Lomé–Ouagadougou : This is the most important transit corridor for Burkina Faso . Costs are lower and it has the lowest truck turn-around time (11.6 days).

Tema–Ouagadougou : The Port of Tema complains that it has lost importance as a transit port (transit to Burkina Faso has dropped to 358,000t) because Ghana has been implementing axle load control regulations.

Abidjan– Ouagadougou /Abidjan-Bamako : Abidjan-Ouagadougou has both a road and a rail corridor. With road and rail combined, this is the second most important corridor for Burkina Faso (848,000t) and will probably grow if the railway is upgraded and extended to Niamey and Cotonou, as planned. Abidjan–Dakar is the second most important corridor for Bamako (700,000t).

Dakar– Bamako : Dakar–Bamako, like Abidjan– Bamako, has both a road and a rail corridor, but the rail corridor is dilapidated. The company Transrail obtained a concession for the railway in 2003 but has not invested in the line.

Intra-Regional Corridors

Bamako– Ouaga and Ouaga–Niamey: These corridors are part of the Trans–Sahelian Highway (TAH 5) from Dakar to N’djamena in Chad . The Bamako–Ouagadougou corridor is similar in performance to transit corridors.

The Abidjan– Lagos Corridor: Is part of the Trans–Coast Highway from Dakar to Lagos.
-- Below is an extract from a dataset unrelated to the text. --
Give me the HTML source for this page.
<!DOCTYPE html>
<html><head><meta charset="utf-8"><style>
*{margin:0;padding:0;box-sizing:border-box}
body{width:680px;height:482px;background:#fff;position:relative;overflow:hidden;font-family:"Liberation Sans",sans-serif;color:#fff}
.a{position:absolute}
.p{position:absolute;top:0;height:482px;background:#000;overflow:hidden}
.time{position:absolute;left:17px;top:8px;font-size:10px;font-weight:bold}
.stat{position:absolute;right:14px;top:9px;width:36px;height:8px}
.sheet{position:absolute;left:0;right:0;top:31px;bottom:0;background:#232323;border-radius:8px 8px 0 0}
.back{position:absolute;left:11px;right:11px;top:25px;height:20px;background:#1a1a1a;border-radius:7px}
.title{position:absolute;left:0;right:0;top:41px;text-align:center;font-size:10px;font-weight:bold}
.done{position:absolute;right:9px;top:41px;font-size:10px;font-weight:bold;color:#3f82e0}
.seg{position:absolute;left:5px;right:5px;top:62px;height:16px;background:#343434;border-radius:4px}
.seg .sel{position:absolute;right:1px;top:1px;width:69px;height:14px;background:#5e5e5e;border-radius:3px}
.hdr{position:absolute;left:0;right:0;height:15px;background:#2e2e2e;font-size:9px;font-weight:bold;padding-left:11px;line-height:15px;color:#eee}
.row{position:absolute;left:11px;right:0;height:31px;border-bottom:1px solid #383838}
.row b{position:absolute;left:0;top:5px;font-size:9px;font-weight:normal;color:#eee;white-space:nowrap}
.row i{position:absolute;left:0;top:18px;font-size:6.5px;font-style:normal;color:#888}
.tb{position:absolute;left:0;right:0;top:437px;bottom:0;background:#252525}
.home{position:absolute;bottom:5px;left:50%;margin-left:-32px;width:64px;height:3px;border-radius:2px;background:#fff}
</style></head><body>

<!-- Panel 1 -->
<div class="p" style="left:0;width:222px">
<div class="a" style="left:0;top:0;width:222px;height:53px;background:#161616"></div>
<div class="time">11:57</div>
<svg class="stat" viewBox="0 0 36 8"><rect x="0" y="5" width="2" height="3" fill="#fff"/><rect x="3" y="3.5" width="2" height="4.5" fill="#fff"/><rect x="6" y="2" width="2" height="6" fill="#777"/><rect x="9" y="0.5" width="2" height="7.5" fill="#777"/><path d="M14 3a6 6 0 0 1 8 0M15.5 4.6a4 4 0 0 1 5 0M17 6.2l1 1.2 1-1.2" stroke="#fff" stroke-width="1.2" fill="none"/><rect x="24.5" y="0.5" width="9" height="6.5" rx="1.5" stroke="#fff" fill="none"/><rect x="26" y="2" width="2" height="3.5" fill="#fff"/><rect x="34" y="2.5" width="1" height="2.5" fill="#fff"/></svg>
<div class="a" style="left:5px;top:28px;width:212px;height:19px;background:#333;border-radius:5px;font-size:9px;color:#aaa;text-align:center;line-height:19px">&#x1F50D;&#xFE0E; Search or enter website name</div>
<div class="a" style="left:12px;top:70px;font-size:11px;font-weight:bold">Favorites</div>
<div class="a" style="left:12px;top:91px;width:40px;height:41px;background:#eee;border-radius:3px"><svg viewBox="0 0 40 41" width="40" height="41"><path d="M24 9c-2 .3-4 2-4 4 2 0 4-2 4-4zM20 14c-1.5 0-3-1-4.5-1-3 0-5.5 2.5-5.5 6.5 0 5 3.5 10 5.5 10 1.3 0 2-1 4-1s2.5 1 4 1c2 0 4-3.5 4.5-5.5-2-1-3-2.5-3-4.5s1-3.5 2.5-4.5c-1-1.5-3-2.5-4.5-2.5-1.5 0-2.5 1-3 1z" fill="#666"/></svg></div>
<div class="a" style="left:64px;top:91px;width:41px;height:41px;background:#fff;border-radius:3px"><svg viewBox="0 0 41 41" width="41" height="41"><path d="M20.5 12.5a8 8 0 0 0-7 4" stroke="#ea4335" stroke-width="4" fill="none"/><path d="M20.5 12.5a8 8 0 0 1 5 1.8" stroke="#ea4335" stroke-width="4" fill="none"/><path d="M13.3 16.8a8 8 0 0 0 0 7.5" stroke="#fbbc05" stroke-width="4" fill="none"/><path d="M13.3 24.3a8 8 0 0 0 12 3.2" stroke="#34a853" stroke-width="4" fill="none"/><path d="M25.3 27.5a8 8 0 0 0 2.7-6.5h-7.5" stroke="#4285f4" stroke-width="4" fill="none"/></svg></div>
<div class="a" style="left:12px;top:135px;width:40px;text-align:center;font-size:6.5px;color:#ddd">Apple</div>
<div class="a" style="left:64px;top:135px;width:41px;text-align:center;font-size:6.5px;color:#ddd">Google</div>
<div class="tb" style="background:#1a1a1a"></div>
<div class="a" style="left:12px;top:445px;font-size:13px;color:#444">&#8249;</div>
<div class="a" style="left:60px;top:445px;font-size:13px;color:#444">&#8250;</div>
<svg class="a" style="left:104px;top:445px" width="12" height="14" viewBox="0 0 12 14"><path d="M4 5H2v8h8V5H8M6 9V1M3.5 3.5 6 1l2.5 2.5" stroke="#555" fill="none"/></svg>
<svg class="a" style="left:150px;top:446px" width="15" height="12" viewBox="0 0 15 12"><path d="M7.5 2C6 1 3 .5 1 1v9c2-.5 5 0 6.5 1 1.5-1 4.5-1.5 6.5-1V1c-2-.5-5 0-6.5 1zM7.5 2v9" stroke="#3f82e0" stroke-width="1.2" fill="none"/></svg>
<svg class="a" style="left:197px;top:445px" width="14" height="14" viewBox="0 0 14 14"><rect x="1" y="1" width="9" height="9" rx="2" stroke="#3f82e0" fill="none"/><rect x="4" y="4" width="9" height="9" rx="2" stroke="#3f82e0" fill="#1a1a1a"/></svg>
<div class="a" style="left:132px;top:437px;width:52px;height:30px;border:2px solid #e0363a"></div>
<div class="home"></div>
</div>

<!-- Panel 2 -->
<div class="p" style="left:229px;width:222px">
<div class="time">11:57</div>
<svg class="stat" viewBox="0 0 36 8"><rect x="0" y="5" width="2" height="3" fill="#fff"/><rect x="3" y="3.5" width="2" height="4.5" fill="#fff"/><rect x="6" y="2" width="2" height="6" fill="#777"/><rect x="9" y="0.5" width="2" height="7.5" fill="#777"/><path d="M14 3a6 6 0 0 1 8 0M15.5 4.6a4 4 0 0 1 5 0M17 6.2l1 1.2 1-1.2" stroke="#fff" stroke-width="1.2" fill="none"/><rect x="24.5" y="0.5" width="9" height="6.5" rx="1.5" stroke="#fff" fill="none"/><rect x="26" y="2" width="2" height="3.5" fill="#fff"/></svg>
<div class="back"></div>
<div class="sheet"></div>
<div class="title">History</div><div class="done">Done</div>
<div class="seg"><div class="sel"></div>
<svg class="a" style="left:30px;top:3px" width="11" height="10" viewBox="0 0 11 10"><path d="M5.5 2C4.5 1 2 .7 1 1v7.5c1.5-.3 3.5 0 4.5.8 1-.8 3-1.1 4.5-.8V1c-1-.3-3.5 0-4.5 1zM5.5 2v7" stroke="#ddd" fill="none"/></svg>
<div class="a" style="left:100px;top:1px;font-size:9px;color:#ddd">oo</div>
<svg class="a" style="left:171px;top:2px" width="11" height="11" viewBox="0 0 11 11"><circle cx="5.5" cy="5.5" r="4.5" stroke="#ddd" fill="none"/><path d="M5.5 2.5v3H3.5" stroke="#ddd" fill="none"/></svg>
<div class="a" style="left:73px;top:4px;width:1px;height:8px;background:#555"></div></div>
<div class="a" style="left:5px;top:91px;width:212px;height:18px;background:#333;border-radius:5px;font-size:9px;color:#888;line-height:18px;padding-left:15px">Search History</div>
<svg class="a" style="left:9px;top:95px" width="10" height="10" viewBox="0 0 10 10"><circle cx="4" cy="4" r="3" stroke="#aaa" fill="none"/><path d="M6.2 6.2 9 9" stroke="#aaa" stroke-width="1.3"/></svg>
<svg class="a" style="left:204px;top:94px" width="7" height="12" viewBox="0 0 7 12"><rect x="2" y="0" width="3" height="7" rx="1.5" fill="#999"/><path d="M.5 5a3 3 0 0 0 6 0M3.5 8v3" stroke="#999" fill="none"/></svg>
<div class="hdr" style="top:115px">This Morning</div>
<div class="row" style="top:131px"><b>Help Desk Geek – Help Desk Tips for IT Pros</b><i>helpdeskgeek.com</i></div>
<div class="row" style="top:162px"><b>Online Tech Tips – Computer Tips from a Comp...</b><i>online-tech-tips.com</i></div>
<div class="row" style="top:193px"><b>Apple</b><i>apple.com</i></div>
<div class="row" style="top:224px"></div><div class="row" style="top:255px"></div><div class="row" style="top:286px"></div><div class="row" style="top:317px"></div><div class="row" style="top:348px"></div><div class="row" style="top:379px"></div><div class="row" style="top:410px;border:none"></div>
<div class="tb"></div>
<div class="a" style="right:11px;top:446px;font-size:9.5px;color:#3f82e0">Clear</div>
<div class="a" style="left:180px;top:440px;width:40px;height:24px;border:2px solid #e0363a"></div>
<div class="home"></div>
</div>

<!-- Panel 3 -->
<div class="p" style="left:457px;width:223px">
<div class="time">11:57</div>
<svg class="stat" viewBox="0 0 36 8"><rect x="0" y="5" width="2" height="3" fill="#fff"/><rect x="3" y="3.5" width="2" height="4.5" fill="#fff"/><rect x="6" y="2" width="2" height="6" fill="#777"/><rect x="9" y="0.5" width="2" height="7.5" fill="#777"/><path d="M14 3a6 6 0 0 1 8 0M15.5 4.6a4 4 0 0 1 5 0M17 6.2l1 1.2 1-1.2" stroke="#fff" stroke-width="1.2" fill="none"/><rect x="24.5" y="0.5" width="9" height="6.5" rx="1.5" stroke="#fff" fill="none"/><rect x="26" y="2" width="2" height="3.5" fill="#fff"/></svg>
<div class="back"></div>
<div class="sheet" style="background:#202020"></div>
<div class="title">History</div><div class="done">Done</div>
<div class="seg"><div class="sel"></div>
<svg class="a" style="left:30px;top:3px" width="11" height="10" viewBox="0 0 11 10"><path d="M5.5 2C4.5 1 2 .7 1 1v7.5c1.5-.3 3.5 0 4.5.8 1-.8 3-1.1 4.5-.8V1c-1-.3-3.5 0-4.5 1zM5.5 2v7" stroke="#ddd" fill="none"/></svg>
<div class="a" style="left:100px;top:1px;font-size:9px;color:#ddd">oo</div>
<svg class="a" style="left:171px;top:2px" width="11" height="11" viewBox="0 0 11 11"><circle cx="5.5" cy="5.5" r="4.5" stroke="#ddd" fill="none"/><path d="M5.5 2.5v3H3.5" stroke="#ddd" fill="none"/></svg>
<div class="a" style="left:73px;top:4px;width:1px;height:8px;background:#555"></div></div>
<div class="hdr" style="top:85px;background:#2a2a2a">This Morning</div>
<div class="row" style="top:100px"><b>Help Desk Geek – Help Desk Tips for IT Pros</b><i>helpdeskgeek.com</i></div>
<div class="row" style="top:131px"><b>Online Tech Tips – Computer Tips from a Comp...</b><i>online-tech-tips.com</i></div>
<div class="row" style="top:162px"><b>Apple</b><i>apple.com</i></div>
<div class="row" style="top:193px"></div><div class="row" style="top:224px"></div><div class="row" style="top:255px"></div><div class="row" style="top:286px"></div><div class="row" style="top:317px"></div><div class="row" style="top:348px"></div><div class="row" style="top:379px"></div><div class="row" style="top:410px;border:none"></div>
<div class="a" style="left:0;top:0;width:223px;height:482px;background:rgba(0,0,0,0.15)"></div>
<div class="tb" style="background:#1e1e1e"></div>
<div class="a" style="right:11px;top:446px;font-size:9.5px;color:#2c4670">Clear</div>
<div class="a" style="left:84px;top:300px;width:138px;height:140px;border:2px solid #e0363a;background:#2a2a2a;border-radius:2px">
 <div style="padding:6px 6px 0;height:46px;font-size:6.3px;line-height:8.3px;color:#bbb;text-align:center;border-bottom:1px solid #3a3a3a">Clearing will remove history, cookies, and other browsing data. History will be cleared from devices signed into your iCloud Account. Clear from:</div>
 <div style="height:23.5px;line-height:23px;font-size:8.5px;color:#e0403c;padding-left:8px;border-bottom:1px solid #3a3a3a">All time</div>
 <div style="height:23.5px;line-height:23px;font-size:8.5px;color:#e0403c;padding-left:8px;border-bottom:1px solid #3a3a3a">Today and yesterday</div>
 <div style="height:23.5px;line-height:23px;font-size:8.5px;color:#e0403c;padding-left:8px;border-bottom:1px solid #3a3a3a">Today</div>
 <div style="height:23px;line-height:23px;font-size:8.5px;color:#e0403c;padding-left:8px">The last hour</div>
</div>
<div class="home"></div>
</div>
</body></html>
The Abidjan–Lagos corridor connects the major urban centres in West Africa—with a total combined population of 37 million. It carries much local cargo traffic, and international traffic is dominated by passenger traffic.

The ATWA programme starts with the group of corridors and associated countries that presents the most potential for quick results, lowest levels of risks, opportunities for partnership and building on an existing momentum for reform.

The corridors /countries that best fit this description are Côte d’Ivoire , Burkina Faso and Ghana . In order to capture most of the transit trade to Burkina Faso, the Lomé–Ouagadougou Corridor has been added to the focused corridors. Specifically then, ATWA will cover the following trade routes: Abidjan– Ouagadougou, Tema–Ouagadougou, Lomé–Ouagadougou.